Common mistakes when using take-home calculators
- Ignoring pension deductions: this can materially overstate net pay forecasts.
- Choosing the wrong student loan plan: thresholds differ and change deductions.
- Not adding bonus income: underestimates annual tax and NI totals.
- Assuming all regions are taxed the same: Scotland has different bands.
- Treating a one-month payroll variance as annual truth: cumulative PAYE corrections can distort a single month.
Using payroll estimates for smarter financial planning
A net payroll calculator UK tool is not just for curiosity. It is highly practical for household finance and career planning. Before accepting a job offer, compare net monthly outcomes rather than gross salary alone. When deciding whether to increase pension contributions, estimate both the cash flow impact and the potential annual tax saving. If you are considering extra shifts or a bonus-heavy role, model marginal deductions in advance so expectations are realistic. This reduces financial surprises and improves decision quality.

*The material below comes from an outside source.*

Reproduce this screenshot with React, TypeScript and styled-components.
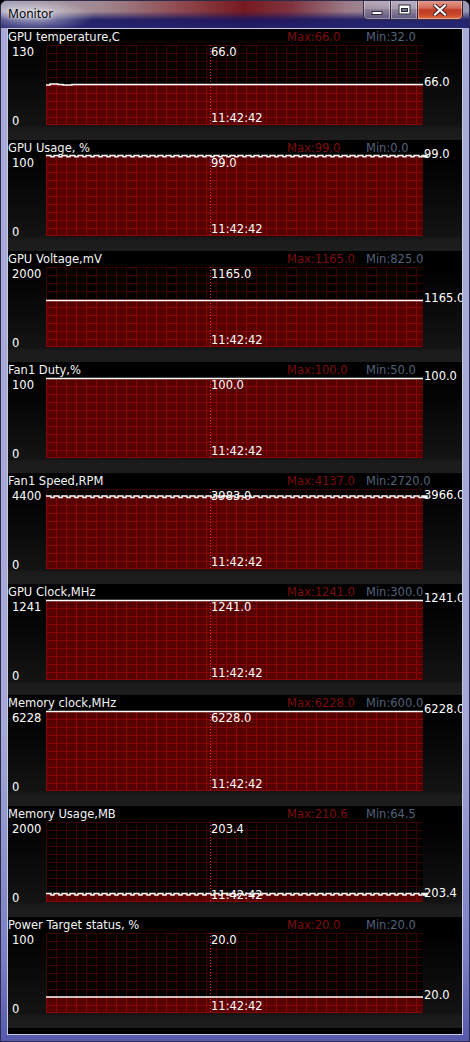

For self-checking, run at least three scenarios: baseline salary, salary plus expected bonus, and salary with your preferred pension percentage. Then compare monthly net pay, annual net pay, and effective deduction rate. This simple scenario method quickly shows which variables drive the largest changes in your cash flow.
Final takeaways
Payroll in the UK is rule-based but highly sensitive to personal details. The best approach is to use a calculator that mirrors PAYE logic, then verify outcomes against official guidance and your own payslip data. Keep tax code, pension settings, and student loan plan accurate in payroll records. Recalculate whenever your earnings or deductions change. With these habits, you can make better salary decisions, set realistic budgets, and understand exactly how gross pay turns into net pay every month.